Koresh’s work took some time to mature. While Ohad Naharin’s GaGa discipline was emerging, Koresh was refining his own style. Shared elements can be detected throughout Koresh’s choreography— as if the land of milk and honey and sorrow and tragedy informs its native choreographers. Naharin resided with KDC to mount his “Passomezzo” on it in 2010, and Koresh presented the U.S. premiere of “Things I Told Nobody” by Israeli guest choreographer, Itzik Galili, director of Galili Dance in the Netherlands. His “Sense of Human” illustrates many of these influences while keeping to his characteristic movement modes. The best example of where they all come together is in his masterwork, “Bolero.” It encapsulates the militaristic pre-war impetus of Ravel’s music and is an un-self-conscious, deeply moving and idiosyncratic work.
Roni originally came to the Ailey School in New York to study for a year. An earlier Israeli émigré, choreographer Shimon Braun saw Koresh dancing there and invited him to join his highly successful commercial dance company, the Philadelphia-based WAVES. Roni danced with them throughout the ‘80s.

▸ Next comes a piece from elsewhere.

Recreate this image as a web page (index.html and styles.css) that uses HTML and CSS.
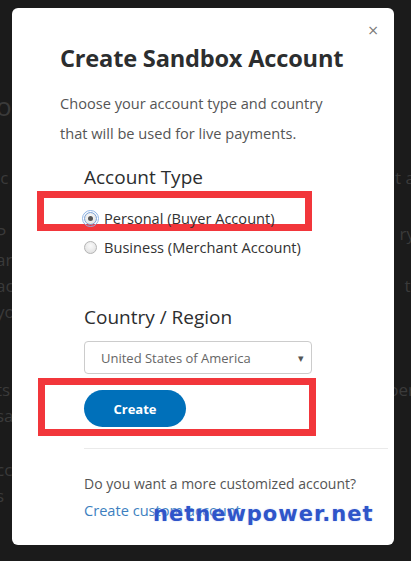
FILE: index.html
```html
<!DOCTYPE html>
<html lang="en">
<head>
  <meta charset="UTF-8">
  <title>Create Sandbox Account</title>
  <link rel="stylesheet" href="styles.css">
</head>
<body>
  <!-- page behind the dimmed overlay -->
  <div class="backdrop">
    <div class="bg-line bg-big"><span>oo</span><span></span></div>
    <div class="bg-line" style="margin-top:52px"><span>ic</span><span>t a</span></div>
    <div class="bg-line" style="margin-top:30px"><span>P</span><span>ry</span></div>
    <div class="bg-line"><span>ar</span><span></span></div>
    <div class="bg-line"><span>ac</span><span>t,</span></div>
    <div class="bg-line"><span>yo</span><span></span></div>
    <div class="bg-line" style="margin-top:52px"><span>ts</span><span>oer</span></div>
    <div class="bg-line"><span>sa</span><span></span></div>
    <div class="bg-line" style="margin-top:28px"><span>cc</span><span></span></div>
    <div class="bg-line"><span>s</span><span></span></div>
  </div>

  <div class="modal">
    <button class="close" type="button">&times;</button>
    <h1>Create Sandbox Account</h1>
    <p class="intro">Choose your account type and country that will be used for live payments.</p>

    <form class="account-form">
      <h2>Account Type</h2>
      <div class="mark mark-radio">
        <label class="radio"><input type="radio" name="type" class="focused" checked> Personal (Buyer Account)</label>
      </div>
      <label class="radio"><input type="radio" name="type"> Business (Merchant Account)</label>

      <h2 class="country-title">Country / Region</h2>
      <div class="select">
        <span>United States of America</span>
        <span class="caret">&#9662;</span>
      </div>

      <div class="mark mark-button">
        <button type="submit" class="create">Create</button>
      </div>
    </form>

    <hr>

    <div class="custom">
      <p>Do you want a more customized account?</p>
      <a href="#">Create custom account</a>
    </div>

    <div class="watermark">netnewpower.net</div>
  </div>
</body>
</html>
```

FILE: styles.css
```css
body {
  margin: 0;
  width: 411px;
  height: 561px;
  overflow: hidden;
  background-color: #1b1b1b;
  font-family: 'Open Sans', 'Noto Sans', sans-serif;
  position: relative;
}

.backdrop {
  padding-top: 88px;
  color: #3a3a3a;
  font-size: 17px;
}

.bg-line {
  display: flex;
  justify-content: space-between;
  height: 26px;
  margin-left: -4px;
  margin-right: -4px;
}

.bg-big {
  font-size: 26px;
}

.modal {
  position: absolute;
  left: 12px;
  top: 8px;
  width: 382px;
  height: 537px;
  background: #fff;
  border-radius: 6px;
  box-sizing: border-box;
  padding: 33px 0 0 48px;
}

.close {
  position: absolute;
  top: 14px;
  right: 15px;
  border: none;
  background: none;
  color: #777;
  font-size: 14px;
  padding: 0;
  font-family: 'DejaVu Sans', sans-serif;
}

h1 {
  margin: 0;
  font-size: 23.6px;
  line-height: 34px;
  font-weight: 700;
  color: #2c2e2f;
  letter-spacing: -0.2px;
}

.intro {
  margin: 13px 0 0;
  width: 280px;
  font-size: 14.6px;
  line-height: 30px;
  color: #555;
}

.account-form {
  padding-left: 24px;
}

h2 {
  margin: 15px 0 0;
  font-size: 19px;
  line-height: 28px;
  font-weight: 400;
  color: #2c2e2f;
}

.mark {
  border: 7px solid #f2363b;
  margin-left: -47px;
  box-sizing: border-box;
}

.mark-radio {
  width: 275px;
  height: 40px;
  padding: 8px 0 0 40px;
}

.radio {
  display: flex;
  align-items: center;
  gap: 7px;
  font-size: 14.6px;
  color: #333;
  height: 24px;
}

.radio input {
  appearance: none;
  margin: 0;
  width: 13px;
  height: 13px;
  border-radius: 50%;
  border: 1px solid #b4b4b4;
  background: radial-gradient(circle at 50% 35%, #fafafa, #dcdcdc);
  box-sizing: border-box;
  position: relative;
}

.radio input:checked::after {
  content: "";
  position: absolute;
  left: 3px;
  top: 3px;
  width: 5px;
  height: 5px;
  border-radius: 50%;
  background: #555;
}

.radio input.focused {
  outline: 1px solid #8fb4e6;
  outline-offset: 1px;
  border-color: #7aa2d8;
}

.mark-radio + .radio {
  margin-top: 4px;
}

.country-title {
  margin-top: 44px;
}

.select {
  margin-top: 10px;
  width: 228px;
  height: 33px;
  border: 1px solid #ccc;
  border-radius: 4px;
  box-sizing: border-box;
  display: flex;
  align-items: center;
  justify-content: space-between;
  padding: 0 7px 0 16px;
  font-size: 13px;
  color: #666;
}

.caret {
  font-size: 11px;
  color: #555;
}

.mark-button {
  margin-top: 4px;
  margin-left: -46px;
  width: 278px;
  height: 58px;
  padding: 5px 0 0 39px;
}

.create {
  width: 102px;
  height: 37px;
  border: none;
  border-radius: 19px;
  background-color: #0070ba;
  color: #fff;
  font-family: 'Open Sans', sans-serif;
  font-weight: 700;
  font-size: 13px;
}

hr {
  margin: 12px 6px 0 24px;
  border: none;
  border-top: 1px solid #eaeaea;
}

.custom {
  padding: 22px 0 0 24px;
}

.custom p {
  margin: 0;
  font-size: 14px;
  line-height: 26px;
  color: #555;
}

.custom a {
  font-size: 14.6px;
  line-height: 26px;
  color: #3d7fc0;
  text-decoration: none;
}

.watermark {
  position: absolute;
  left: 141px;
  top: 494px;
  font-family: 'DejaVu Sans', sans-serif;
  font-weight: 700;
  font-size: 21px;
  letter-spacing: 1px;
  color: #2f55c9;
  text-shadow: 0 0 2px #c8d4f5;
}
```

After each having served their requisite three years in the Israeli military, Roni and his brothers Alon and Nir regrouped in Philadelphia to focus on KDC, eventually dividing responsibilities amongst themselves. Alon is the executive director of KDC and Nir oversees the Koresh School of Dance, which opened in 1993. The company tours nationally and internationally, and, as one of the four leading companies in residence at theaters along Philadelphia’s Avenue of the Arts, it performs a winter and spring season at Suzanne Roberts Theatre.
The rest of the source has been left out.